- [Exercise description] Which lines include the word "this"? Copy each of them.

● ● ●

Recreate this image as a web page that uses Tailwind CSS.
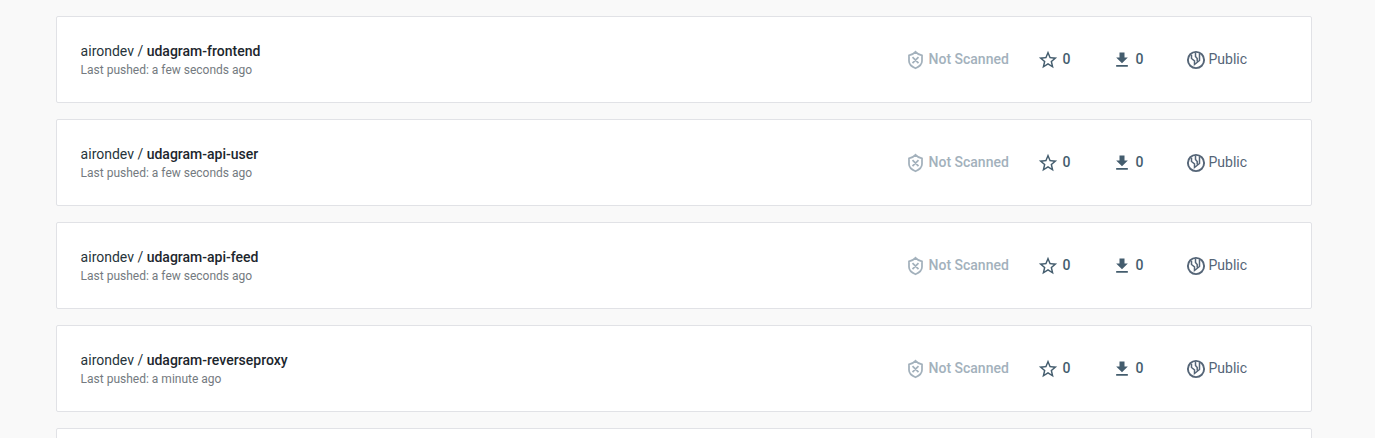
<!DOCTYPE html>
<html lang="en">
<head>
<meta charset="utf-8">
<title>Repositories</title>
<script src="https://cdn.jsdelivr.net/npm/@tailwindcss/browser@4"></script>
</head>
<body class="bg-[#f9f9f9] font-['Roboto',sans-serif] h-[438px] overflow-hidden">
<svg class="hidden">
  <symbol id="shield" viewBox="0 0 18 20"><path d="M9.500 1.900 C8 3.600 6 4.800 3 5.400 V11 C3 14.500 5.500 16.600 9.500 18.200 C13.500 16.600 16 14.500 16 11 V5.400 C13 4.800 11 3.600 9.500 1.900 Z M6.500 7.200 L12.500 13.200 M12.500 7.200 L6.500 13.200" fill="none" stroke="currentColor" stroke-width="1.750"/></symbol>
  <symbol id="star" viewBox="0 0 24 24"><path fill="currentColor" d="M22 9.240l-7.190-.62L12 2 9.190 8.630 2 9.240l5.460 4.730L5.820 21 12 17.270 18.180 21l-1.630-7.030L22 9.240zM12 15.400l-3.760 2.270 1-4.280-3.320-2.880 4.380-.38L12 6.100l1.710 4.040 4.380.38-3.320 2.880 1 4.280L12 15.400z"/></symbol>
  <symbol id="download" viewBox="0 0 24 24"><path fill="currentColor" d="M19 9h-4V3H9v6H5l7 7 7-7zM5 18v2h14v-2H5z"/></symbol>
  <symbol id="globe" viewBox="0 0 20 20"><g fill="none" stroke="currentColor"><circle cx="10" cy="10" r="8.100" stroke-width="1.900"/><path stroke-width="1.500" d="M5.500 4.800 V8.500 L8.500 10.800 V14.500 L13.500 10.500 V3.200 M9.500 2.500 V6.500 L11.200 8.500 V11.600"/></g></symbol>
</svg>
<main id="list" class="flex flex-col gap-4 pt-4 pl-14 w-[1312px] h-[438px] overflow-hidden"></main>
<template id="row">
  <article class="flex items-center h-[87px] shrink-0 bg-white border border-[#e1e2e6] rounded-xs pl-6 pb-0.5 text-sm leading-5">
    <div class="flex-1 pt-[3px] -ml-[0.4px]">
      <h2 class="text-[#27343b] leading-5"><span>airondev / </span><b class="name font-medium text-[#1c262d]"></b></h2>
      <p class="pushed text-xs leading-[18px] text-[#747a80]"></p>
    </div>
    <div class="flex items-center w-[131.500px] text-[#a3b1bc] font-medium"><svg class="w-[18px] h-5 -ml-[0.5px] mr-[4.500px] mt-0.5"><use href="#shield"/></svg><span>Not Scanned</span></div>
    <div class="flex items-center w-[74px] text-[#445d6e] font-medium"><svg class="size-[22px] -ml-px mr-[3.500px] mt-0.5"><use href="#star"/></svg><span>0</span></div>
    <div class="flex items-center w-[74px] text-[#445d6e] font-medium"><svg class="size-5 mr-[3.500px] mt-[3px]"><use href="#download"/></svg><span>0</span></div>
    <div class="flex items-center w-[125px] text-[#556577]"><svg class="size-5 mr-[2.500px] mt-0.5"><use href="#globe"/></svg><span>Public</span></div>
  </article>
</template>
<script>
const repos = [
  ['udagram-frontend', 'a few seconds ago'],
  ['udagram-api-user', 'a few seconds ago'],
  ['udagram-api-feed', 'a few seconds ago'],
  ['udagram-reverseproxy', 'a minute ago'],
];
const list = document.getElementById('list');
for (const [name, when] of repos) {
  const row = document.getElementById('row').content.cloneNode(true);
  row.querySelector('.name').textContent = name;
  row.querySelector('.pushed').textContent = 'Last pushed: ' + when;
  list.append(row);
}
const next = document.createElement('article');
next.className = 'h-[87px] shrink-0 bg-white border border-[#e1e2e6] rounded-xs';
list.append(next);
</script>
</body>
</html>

● ● ●

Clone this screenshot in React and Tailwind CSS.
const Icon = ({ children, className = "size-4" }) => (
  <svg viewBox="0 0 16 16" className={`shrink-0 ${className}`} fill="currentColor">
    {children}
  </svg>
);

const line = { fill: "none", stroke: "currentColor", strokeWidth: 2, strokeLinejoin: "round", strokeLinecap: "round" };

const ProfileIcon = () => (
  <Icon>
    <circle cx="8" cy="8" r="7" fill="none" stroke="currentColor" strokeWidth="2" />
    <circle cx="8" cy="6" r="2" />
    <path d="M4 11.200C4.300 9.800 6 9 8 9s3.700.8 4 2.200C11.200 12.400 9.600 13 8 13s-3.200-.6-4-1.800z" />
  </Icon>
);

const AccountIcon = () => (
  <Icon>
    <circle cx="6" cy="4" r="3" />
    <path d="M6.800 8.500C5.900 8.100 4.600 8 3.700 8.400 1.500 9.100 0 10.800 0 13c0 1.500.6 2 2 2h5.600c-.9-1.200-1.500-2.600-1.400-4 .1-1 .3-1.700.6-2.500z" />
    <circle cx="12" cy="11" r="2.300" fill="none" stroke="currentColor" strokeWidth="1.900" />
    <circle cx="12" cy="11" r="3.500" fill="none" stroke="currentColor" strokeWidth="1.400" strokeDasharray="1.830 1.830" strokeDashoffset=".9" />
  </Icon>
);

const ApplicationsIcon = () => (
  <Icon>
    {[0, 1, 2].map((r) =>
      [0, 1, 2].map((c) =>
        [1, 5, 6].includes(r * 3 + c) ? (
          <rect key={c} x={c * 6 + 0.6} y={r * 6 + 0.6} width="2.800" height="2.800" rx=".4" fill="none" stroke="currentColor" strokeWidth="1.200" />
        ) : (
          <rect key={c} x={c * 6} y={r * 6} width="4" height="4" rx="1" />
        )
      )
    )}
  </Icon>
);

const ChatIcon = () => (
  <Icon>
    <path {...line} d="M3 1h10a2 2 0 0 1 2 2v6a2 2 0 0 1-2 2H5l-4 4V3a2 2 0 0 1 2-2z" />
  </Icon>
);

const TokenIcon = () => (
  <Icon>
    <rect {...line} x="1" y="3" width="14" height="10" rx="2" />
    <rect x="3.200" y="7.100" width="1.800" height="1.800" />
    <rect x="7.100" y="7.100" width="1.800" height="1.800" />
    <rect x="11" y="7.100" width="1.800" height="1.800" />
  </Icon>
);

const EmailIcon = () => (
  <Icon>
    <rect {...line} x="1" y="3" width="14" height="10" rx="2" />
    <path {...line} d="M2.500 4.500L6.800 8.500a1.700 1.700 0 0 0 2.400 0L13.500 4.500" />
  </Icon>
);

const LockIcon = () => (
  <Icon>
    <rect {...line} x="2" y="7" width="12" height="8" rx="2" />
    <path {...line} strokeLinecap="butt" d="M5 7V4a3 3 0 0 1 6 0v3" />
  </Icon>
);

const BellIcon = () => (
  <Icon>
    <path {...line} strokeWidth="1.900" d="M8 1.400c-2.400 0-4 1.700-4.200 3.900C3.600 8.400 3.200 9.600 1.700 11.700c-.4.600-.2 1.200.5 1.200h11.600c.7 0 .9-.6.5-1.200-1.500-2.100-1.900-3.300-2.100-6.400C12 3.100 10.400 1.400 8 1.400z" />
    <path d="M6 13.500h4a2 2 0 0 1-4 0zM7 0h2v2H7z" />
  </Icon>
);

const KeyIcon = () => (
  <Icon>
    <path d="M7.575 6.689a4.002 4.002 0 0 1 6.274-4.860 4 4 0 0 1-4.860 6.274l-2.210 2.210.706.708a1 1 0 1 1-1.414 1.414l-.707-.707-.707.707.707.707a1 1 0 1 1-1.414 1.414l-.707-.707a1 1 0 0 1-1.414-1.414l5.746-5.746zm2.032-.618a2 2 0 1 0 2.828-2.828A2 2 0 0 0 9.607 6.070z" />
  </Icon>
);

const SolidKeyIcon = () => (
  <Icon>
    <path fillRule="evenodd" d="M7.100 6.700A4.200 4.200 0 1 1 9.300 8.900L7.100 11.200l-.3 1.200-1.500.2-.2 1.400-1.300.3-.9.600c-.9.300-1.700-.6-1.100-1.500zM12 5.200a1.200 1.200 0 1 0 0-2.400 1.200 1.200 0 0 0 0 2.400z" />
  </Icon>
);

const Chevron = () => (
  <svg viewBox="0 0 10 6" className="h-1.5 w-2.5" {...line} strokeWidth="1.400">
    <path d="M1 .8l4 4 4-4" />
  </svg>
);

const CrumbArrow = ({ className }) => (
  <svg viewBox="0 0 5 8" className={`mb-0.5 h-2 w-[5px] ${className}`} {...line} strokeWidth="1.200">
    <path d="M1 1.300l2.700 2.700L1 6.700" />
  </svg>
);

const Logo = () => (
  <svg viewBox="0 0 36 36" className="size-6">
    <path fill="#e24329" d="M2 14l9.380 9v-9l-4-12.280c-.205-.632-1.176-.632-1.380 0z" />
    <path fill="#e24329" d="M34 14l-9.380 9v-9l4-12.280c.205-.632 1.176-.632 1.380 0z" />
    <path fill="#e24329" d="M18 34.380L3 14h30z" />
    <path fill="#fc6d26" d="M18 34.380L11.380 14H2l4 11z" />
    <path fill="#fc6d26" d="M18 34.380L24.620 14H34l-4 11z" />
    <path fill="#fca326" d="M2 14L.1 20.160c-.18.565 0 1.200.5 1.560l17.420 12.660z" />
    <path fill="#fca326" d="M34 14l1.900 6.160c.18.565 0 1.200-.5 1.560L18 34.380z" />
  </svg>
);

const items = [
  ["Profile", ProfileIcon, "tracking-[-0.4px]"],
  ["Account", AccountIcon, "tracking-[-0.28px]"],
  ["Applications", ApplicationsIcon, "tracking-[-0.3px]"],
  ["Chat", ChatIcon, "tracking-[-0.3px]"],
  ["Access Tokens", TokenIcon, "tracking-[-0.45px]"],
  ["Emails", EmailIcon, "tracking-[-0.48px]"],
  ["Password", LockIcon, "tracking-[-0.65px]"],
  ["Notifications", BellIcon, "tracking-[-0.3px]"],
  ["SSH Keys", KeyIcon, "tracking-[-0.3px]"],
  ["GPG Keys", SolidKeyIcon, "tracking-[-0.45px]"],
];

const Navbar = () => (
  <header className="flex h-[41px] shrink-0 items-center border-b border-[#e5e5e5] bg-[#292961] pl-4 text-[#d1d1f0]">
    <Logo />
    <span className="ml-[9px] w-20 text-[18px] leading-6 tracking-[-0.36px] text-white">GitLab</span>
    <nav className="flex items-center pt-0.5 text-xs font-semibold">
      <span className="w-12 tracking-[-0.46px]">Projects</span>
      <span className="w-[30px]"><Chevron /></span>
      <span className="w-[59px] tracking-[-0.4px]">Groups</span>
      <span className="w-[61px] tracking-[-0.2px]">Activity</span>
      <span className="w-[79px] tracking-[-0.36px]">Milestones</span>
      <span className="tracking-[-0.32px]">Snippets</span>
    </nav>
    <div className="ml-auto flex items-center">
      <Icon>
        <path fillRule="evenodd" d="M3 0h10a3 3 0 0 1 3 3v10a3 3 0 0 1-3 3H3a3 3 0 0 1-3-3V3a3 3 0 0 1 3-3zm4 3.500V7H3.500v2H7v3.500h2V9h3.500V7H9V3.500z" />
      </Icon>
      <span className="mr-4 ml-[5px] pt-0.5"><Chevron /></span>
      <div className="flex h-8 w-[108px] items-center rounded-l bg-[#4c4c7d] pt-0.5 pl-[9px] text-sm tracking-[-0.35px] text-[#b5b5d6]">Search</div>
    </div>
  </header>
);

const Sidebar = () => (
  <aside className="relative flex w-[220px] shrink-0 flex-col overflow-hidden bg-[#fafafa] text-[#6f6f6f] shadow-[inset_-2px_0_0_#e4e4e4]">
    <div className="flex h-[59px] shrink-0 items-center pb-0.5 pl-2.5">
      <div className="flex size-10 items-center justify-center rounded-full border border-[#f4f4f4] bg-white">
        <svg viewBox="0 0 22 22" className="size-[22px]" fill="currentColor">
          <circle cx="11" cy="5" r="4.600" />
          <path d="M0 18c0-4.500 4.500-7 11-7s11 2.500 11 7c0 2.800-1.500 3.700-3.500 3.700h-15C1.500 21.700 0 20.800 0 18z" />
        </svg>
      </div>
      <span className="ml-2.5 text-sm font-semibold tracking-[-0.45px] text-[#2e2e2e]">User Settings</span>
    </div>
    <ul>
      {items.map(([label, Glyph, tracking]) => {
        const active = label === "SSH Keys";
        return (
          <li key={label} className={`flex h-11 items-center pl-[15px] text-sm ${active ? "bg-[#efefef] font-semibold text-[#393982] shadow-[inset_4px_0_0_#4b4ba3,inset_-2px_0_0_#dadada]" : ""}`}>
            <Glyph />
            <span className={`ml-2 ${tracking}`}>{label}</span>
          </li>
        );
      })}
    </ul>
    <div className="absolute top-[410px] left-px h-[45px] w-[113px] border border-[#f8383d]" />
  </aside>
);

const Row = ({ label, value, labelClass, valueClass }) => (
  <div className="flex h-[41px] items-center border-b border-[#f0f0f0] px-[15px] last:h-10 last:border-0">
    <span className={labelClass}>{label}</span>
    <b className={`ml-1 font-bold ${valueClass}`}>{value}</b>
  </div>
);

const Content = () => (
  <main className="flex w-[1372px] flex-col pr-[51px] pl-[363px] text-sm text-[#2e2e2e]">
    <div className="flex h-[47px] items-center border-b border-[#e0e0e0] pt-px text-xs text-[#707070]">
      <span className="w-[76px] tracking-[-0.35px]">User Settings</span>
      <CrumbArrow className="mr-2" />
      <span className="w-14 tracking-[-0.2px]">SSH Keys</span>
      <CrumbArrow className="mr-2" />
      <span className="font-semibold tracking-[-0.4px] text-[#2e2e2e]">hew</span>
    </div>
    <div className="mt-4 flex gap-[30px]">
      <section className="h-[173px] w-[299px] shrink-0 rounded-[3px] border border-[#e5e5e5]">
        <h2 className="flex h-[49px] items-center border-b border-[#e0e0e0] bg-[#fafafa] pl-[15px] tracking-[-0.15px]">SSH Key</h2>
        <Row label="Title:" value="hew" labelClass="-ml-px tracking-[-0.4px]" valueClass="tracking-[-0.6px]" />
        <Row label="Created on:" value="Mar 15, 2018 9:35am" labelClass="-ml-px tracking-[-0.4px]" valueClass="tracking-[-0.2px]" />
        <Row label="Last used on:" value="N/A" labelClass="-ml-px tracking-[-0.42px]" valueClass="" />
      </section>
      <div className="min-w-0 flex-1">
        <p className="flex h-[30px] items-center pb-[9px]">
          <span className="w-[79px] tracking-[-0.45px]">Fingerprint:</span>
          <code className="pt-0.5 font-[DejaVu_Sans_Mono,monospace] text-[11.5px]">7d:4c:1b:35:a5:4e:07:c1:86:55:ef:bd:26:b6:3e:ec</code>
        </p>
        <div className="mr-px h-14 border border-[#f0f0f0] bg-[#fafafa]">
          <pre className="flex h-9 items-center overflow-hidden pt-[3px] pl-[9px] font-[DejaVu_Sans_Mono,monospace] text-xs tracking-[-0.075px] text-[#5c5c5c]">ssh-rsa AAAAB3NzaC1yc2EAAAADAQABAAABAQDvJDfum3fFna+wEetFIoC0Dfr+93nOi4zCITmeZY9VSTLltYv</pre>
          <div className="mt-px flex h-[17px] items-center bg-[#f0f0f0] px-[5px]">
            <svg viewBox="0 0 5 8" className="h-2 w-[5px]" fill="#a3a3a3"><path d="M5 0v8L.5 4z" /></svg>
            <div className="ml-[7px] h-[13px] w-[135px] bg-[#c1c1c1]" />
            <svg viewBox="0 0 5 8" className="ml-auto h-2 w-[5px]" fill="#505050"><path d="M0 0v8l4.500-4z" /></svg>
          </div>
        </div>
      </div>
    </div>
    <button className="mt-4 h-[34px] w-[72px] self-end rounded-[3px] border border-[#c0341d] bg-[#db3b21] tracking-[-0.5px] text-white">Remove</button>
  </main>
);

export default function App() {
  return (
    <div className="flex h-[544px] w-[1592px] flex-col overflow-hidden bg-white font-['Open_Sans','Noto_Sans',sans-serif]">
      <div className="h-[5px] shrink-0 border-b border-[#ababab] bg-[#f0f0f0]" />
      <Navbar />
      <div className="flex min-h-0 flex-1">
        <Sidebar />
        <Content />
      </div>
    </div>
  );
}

● ● ●

- [Answer to the problem]
Recreate this image as a web page that uses Tailwind CSS.
Clone this screenshot in React and Tailwind CSS.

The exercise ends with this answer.